Given problem:
Using the records provided below, locate and copy each line that contains the word "this".

Stored items:
[start]

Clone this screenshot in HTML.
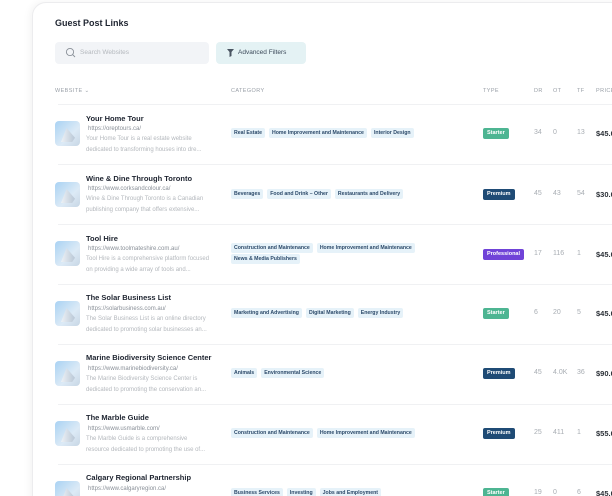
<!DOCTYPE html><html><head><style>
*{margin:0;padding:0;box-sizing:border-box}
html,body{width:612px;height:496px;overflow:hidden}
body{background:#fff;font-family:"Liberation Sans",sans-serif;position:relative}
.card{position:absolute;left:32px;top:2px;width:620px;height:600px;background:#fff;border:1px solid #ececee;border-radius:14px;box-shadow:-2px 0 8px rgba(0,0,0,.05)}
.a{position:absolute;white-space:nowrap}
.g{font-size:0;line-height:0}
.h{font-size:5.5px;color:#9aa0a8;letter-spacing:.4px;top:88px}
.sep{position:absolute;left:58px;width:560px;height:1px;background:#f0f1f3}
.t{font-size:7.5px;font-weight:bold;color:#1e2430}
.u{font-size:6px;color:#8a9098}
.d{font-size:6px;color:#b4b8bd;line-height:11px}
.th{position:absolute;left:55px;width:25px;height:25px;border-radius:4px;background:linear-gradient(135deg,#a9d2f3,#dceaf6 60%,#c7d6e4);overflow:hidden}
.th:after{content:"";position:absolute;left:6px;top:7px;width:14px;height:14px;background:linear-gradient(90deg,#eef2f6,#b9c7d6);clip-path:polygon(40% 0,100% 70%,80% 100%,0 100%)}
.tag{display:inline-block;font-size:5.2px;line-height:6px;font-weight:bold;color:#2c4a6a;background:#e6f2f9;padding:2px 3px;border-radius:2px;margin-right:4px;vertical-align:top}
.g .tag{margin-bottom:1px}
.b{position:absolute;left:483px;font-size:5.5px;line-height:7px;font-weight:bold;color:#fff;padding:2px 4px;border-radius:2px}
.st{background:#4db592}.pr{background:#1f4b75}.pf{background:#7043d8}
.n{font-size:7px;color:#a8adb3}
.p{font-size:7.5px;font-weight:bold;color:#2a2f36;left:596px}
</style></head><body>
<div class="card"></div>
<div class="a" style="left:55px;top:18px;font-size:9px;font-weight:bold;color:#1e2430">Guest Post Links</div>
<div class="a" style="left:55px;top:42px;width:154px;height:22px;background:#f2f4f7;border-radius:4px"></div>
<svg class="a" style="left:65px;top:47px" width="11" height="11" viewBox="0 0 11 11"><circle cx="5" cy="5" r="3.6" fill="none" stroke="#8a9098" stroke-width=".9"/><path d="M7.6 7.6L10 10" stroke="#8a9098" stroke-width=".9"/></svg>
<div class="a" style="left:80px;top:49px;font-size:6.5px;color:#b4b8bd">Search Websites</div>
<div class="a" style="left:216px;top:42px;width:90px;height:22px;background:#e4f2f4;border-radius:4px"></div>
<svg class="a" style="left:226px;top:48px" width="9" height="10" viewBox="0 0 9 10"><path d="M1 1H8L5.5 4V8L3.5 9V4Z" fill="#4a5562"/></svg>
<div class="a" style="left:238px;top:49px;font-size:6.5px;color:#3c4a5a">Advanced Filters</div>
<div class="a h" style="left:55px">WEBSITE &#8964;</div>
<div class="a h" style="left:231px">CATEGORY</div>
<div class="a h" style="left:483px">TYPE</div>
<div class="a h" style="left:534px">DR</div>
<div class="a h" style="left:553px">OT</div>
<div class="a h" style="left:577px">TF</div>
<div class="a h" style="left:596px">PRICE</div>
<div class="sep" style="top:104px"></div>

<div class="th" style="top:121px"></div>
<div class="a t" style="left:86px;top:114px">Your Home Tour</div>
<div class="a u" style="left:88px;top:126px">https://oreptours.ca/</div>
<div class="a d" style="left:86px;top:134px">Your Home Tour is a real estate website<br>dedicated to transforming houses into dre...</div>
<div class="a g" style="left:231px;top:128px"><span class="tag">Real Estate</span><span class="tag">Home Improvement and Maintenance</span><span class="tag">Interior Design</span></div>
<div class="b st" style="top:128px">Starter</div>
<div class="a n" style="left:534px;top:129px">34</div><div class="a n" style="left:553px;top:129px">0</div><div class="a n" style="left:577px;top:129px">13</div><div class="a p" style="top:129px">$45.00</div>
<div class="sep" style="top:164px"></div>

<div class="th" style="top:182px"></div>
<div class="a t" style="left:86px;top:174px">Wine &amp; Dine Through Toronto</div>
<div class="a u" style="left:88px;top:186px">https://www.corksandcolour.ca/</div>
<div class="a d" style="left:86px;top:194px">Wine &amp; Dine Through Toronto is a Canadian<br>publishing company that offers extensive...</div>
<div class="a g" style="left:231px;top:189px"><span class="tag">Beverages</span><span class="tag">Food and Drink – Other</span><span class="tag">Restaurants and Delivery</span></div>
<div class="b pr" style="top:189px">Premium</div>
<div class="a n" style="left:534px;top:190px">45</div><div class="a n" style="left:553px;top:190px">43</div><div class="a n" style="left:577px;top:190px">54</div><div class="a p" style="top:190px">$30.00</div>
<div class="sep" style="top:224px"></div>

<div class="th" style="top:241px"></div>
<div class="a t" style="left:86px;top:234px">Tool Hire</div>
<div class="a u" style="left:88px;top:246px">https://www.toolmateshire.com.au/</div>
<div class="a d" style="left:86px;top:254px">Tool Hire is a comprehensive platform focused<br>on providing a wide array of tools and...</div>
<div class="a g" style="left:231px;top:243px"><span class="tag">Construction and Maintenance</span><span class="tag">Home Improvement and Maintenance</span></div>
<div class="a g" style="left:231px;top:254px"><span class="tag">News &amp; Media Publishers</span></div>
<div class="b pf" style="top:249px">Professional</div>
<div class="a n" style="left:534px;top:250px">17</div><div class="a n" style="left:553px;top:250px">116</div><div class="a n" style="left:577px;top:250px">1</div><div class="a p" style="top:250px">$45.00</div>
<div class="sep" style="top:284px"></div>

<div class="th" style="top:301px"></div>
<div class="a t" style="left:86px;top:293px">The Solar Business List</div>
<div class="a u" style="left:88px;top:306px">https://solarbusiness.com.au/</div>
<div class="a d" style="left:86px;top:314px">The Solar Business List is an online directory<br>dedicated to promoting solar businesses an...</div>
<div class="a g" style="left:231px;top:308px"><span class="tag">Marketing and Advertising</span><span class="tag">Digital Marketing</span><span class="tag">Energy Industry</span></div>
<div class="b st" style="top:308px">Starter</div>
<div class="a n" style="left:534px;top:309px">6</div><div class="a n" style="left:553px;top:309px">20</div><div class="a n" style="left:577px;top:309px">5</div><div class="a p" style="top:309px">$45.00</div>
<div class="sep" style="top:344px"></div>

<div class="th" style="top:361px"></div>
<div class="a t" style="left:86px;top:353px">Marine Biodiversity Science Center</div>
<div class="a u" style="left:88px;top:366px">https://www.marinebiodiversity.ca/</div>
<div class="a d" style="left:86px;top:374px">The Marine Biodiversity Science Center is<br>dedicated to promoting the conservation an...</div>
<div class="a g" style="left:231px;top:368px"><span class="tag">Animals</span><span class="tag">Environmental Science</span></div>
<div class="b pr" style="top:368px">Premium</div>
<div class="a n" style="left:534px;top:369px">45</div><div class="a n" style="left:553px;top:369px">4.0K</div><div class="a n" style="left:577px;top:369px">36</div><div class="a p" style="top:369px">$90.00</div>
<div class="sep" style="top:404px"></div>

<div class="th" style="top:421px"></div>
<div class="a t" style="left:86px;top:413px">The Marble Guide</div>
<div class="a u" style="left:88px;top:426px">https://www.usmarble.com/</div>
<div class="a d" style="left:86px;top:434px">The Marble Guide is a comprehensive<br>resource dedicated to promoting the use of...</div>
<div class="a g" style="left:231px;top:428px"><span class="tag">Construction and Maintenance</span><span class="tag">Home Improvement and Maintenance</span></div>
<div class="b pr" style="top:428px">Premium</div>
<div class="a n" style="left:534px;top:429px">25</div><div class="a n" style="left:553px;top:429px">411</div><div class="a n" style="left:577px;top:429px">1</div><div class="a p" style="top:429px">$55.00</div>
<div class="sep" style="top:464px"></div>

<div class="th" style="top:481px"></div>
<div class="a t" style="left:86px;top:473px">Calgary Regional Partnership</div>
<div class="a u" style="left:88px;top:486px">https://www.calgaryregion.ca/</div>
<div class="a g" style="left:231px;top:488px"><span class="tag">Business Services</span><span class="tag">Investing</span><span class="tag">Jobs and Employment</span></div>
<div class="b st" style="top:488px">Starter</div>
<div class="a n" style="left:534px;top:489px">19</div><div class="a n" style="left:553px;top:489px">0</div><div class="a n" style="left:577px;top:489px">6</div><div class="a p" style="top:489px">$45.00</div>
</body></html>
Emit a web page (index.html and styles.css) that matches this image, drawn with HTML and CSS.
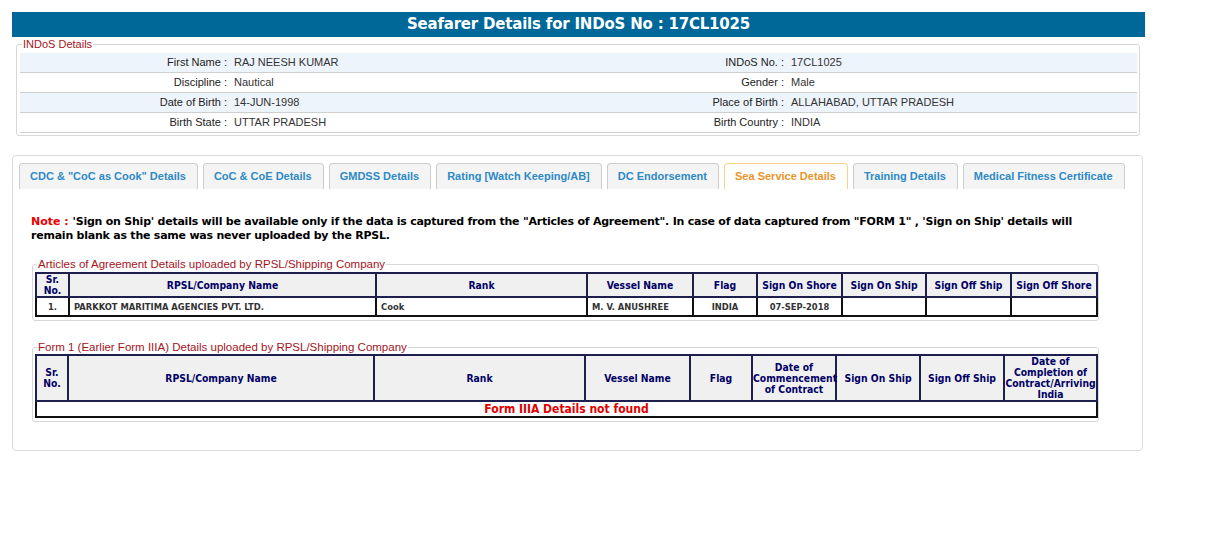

[end]

Solution to the problem:
Clone this screenshot in HTML.
Emit a web page (index.html and styles.css) that matches this image, drawn with HTML and CSS.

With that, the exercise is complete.